Pourquoi je suis né.


Je suis né le 21 février 1885.
Cette révélation n'a rien pour mon lecteur qui soit très émouvant, je m'en rends compte, mais l'on voudra bien convenir que, pour moi, c'est une date.
Mais il convient que l'on sache pourquoi je suis venu au monde.
René de Pont-Jest, ancien officier de marine, romancier, chroniqueur, homme très distingué, esprit fin, fine lame, aimant les femmes, aimant le jeu - type disparu du Parisien à guêtres blanches sous pantalons à carreaux - donne chez lui, Rue Condorcet, des bals masqués quatre fois l'an. Tout Paris s'y presse. Au cours de la soirée, Christine Nilsson chante, Sarah Bernhardt enchante, Serpette joue du piano, Mounet-Sully dit des vers et Coquelin, cadet, récite ses premiers monologues.
Un soir, Mounet-Sully veut faire une surprise. Il amène un jeune permissionnaire qu'on ne reconnaît pas tout de suite - et qui conquiert l'auditoire en récitant "La mort du loup".
- Qui est ce jeune homme étonnant ?
- Mais c'est Guitry... vous savez bien, le créateur du Fils de Coralie.
- En effet !
On l'accueille, on le fête, on le garde à souper - on lui fait promettre de revenir à sa prochaine permission. Il promet - même il est prêt à le jurer!
Il revient en janvier, revient en février... (...)
... il faut qu'il ait une raison. Tous les amis intimes la connaissent déjà - hormis M. de Pont-Jest, bien entendu, puisque la raison, c'est sa fille. Elle a vingt ans. Elle est la beauté même et tous deux ils s'adorent. Il finit son service militaire et il demande sa main. Refus catégorique, trois fois renouvelé. M. de Pont-Jest ne veut pas que sa fille épouse un comédien - il ne veut pas, mais le mercredi 10 juin 1882, mon père et ma mère se marient à Londres, à l'église Saint- Martin.
Lucien Guitry était en tournée là-bas depuis quatre jours, avec Sarah Bernhardt et le beau Damala, son mari, quand Mlle de Pont-Jest vint le rejoindre.
Il dit dans ses Mémoires :
Ah ! Ce premier voyage à Londres où j'arrivais le samedi soir à six heures. Tout était bouclé! Et le lendemain, c'était dimanche! Et le surlendemain c'était lundi de Pentecôte! Le mardi, c'était la fête de la reine!
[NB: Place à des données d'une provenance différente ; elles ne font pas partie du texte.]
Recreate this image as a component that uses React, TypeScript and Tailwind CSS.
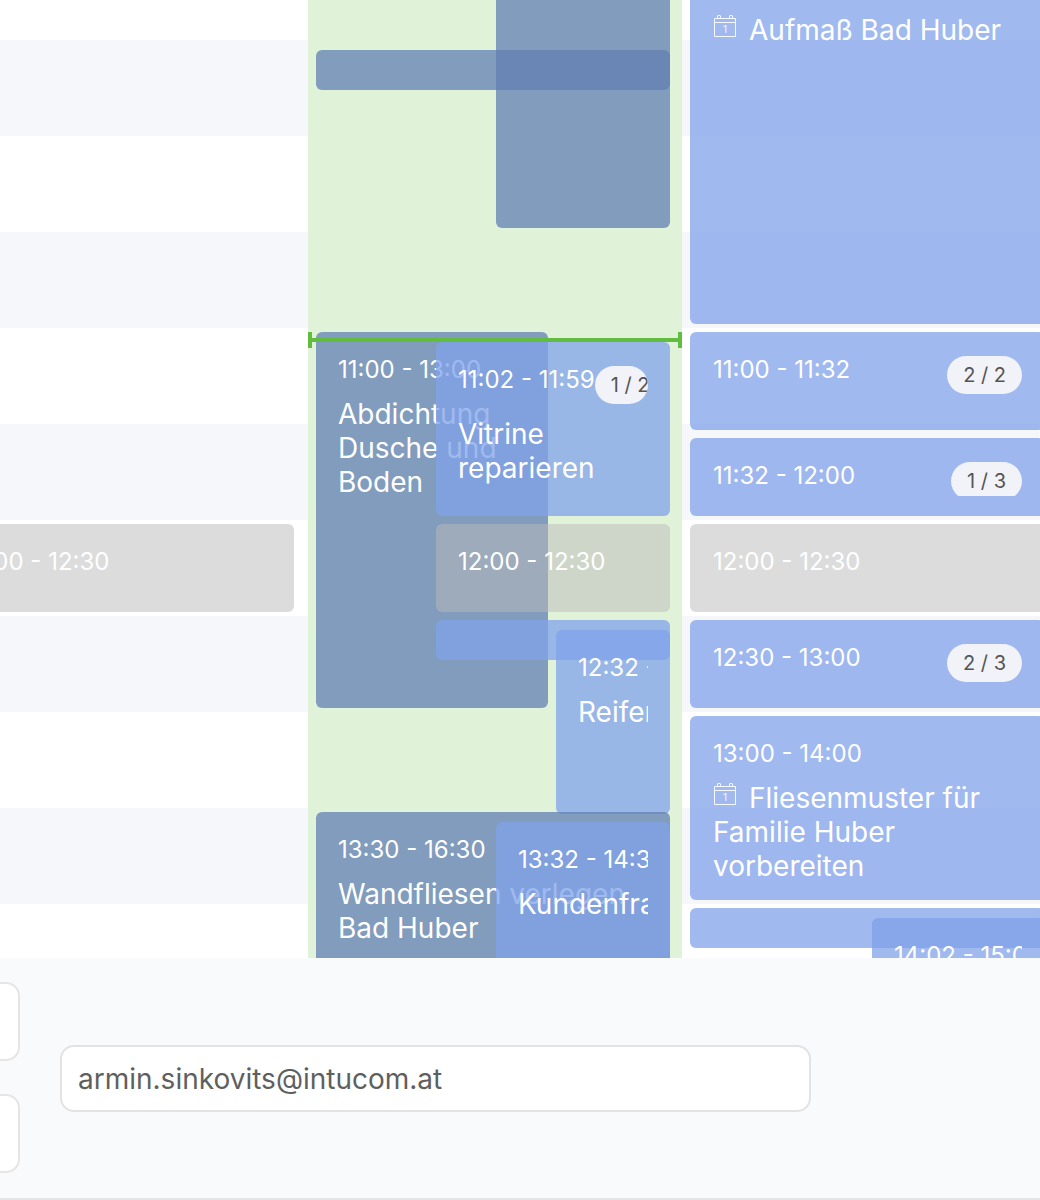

Le mercredi, j'ai heureusement trouvé une occupation...
Ce mercredi dont il parle était le jour de son mariage. Il avait pour témoin Sarah Bernhardt.
Trente-sept années plus tard, quand j'épousais Yvonne Printemps, j'eus pour témoin Sarah Bernhardt.
(...)
...ce mariage à vingt-deux ans n'était pas étranger non plus à cet engagement, car s'il le condamnait à neuf ans d'exil en Russie, il allait leur assurer du moins l'existence à tous deux - à nous quatre, puisque bientôt nous avons été quatre.
En effet, lorsque je vins au monde, mon frère m'attendait déjà - mais pas depuis longtemps. Il était né le 5 mars 1884, et j'arrivai le 21 février suivant. Si bien que nous étions jumeaux pendant une douzaine de jours par an.

Voilà pourquoi j'étais né - pourquoi j'étais né à Pétersbourg - et voilà pourquoi pendant les cinq premières années de ma vie je passai l'hiver en Russie et l'été en France.

Sacha Guitry, Si j'ai bonne mémoire, Plon, 1934.